Copy out each line that has "index" in it.
-- Start of DATA SECTION --
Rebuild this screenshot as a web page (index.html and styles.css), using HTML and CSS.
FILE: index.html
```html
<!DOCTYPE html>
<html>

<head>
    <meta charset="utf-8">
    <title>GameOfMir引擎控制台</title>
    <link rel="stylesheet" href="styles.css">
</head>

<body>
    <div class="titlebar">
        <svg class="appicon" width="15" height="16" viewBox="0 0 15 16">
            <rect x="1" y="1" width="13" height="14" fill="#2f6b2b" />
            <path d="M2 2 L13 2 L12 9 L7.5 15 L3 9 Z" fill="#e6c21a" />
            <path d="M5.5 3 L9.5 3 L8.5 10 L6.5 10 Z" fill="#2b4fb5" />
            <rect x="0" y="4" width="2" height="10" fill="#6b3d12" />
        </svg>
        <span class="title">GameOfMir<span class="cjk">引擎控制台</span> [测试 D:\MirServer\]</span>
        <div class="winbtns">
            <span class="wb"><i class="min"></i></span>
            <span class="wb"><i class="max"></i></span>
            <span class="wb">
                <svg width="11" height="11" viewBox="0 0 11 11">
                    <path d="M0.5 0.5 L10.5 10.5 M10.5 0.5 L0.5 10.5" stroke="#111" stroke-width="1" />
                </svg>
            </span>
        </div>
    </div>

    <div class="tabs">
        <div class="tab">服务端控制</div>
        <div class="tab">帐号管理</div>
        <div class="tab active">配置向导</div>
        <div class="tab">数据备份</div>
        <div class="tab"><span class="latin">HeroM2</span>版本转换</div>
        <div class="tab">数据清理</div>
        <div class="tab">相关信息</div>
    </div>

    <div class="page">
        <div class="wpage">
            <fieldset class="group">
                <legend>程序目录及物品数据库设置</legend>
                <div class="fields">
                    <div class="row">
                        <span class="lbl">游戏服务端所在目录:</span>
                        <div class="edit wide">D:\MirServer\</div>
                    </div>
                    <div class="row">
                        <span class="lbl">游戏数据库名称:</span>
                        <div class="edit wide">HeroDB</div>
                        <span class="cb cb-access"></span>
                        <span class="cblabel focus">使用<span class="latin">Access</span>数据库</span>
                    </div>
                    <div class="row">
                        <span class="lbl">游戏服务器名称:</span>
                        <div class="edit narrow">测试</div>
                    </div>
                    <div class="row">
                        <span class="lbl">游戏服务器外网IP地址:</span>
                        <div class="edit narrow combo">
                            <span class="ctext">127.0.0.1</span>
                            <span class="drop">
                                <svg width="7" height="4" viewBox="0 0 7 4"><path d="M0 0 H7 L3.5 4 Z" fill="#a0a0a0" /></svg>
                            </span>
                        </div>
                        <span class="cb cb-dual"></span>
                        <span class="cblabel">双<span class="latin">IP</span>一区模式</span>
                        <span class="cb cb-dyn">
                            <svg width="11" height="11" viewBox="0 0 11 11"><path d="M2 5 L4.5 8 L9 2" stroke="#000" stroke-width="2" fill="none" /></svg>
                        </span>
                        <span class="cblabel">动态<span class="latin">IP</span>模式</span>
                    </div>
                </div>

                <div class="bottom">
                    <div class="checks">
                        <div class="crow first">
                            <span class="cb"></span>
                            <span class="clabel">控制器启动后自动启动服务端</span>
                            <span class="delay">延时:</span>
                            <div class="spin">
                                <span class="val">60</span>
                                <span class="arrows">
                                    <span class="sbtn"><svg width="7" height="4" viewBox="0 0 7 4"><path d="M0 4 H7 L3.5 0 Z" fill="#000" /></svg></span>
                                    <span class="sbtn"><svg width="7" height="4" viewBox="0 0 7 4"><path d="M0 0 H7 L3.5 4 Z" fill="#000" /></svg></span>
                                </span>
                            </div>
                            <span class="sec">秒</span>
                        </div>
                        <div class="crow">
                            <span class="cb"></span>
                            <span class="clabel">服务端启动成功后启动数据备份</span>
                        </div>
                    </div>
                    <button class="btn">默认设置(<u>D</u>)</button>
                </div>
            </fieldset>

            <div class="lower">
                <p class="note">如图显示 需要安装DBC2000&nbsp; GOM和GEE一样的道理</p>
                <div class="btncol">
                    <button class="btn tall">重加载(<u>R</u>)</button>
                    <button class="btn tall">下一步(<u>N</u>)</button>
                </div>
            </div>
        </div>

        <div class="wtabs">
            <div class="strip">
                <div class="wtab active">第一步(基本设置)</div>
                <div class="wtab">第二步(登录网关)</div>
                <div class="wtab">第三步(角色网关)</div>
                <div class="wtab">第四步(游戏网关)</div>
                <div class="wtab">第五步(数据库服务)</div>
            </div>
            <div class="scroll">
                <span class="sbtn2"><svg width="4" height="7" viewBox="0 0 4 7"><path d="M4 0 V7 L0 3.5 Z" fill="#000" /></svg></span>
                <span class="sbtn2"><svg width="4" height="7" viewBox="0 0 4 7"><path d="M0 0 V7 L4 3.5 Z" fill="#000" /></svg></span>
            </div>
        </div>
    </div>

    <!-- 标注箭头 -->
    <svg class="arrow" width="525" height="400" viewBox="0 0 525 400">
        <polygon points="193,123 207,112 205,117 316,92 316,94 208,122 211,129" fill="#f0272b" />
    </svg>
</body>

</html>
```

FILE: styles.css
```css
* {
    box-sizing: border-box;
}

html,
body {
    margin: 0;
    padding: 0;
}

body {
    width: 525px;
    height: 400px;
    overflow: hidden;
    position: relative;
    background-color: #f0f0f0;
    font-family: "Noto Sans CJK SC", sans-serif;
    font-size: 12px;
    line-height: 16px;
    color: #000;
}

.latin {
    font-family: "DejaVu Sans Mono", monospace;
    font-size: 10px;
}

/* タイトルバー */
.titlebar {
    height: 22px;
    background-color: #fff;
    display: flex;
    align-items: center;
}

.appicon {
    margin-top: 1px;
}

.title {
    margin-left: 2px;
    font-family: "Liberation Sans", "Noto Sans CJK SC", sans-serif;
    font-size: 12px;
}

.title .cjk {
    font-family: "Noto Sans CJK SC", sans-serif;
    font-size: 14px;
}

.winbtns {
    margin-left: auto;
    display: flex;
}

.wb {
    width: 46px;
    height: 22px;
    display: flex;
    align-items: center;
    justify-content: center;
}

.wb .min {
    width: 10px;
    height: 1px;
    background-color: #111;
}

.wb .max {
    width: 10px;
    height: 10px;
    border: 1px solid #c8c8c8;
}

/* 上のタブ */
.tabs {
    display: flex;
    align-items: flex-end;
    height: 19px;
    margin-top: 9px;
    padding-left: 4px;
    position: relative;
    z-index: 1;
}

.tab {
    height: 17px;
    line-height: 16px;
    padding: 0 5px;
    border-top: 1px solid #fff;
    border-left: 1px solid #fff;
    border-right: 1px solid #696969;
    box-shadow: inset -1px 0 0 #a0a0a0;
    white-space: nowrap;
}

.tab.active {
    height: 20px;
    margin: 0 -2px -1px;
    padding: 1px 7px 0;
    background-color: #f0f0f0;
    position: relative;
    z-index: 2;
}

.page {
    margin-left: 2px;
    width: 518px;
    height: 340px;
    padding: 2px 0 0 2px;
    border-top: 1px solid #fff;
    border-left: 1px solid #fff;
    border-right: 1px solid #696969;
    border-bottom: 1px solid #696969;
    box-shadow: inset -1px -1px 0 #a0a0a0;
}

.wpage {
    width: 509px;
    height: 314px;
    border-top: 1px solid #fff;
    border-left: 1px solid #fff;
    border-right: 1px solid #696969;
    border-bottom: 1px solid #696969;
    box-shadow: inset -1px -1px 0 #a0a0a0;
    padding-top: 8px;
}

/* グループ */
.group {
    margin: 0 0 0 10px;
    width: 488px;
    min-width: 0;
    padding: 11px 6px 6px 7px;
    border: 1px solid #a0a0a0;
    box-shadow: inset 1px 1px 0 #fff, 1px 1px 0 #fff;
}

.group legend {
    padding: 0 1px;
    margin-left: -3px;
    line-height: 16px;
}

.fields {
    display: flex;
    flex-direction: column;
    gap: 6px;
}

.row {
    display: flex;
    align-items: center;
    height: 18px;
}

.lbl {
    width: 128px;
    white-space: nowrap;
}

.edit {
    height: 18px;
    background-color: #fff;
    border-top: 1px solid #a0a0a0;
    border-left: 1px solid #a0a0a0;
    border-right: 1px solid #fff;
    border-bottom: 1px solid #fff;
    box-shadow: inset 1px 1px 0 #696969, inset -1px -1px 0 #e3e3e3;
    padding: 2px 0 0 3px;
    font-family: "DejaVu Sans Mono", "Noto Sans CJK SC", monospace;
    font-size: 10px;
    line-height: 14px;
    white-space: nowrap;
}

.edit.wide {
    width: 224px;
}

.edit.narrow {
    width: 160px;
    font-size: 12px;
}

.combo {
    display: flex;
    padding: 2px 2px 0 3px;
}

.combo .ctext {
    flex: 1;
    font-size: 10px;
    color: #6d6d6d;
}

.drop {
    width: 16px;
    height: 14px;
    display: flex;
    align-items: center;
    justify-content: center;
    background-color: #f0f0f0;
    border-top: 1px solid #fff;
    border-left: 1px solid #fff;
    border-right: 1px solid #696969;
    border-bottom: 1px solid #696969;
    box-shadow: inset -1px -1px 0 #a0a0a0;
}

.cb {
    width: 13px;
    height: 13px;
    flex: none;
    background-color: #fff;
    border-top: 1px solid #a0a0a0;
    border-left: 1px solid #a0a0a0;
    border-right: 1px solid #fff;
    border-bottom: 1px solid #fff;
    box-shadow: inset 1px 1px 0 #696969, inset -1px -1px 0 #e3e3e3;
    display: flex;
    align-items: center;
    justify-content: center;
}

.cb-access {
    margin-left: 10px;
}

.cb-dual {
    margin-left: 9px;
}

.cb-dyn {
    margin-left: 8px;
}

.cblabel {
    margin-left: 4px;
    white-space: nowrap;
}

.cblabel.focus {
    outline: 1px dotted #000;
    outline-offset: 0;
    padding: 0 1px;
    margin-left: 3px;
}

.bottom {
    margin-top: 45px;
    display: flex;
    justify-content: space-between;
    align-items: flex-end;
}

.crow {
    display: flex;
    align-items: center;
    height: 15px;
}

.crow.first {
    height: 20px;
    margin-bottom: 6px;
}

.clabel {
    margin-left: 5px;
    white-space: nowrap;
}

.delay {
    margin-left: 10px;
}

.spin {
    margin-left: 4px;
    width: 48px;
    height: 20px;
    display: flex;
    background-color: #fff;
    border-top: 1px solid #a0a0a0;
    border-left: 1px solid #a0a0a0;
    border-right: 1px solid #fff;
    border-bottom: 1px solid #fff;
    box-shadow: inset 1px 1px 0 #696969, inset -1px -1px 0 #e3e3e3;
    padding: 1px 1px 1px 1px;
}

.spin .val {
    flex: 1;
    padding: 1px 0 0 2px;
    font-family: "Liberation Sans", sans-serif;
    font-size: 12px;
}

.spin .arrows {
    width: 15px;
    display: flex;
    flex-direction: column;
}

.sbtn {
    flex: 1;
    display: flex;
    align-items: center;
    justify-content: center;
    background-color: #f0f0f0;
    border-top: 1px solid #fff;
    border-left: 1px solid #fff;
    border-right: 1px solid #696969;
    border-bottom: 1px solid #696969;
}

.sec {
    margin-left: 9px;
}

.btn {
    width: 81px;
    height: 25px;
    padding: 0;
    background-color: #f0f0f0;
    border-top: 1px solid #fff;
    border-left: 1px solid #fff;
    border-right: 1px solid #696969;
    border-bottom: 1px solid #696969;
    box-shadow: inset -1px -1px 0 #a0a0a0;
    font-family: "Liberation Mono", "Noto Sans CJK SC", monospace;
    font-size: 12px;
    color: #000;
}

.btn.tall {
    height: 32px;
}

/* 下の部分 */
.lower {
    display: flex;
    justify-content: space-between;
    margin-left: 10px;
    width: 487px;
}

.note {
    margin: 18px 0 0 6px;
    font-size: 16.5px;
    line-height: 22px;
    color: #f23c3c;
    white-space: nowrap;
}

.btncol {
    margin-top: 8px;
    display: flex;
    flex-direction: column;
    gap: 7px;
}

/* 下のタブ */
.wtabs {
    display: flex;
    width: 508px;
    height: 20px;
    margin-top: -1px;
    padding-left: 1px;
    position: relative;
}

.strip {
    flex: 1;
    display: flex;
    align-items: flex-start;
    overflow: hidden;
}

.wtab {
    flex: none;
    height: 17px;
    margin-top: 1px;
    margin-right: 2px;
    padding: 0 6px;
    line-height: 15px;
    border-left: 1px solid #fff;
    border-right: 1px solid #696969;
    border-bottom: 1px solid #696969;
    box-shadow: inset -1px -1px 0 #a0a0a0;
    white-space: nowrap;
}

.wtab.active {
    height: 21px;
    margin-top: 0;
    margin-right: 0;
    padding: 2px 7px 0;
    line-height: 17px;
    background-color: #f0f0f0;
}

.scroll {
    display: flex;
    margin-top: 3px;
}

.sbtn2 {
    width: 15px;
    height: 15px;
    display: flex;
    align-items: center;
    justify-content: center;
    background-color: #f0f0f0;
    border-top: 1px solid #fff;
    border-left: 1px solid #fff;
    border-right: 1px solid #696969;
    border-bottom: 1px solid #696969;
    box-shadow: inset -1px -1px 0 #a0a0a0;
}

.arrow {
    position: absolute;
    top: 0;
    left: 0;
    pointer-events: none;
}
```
-- End of DATA SECTION --
*FULL SOLUTION*:
Rebuild this screenshot as a web page (index.html and styles.css), using HTML and CSS.
FILE: index.html
    z-index: 1;
    z-index: 2;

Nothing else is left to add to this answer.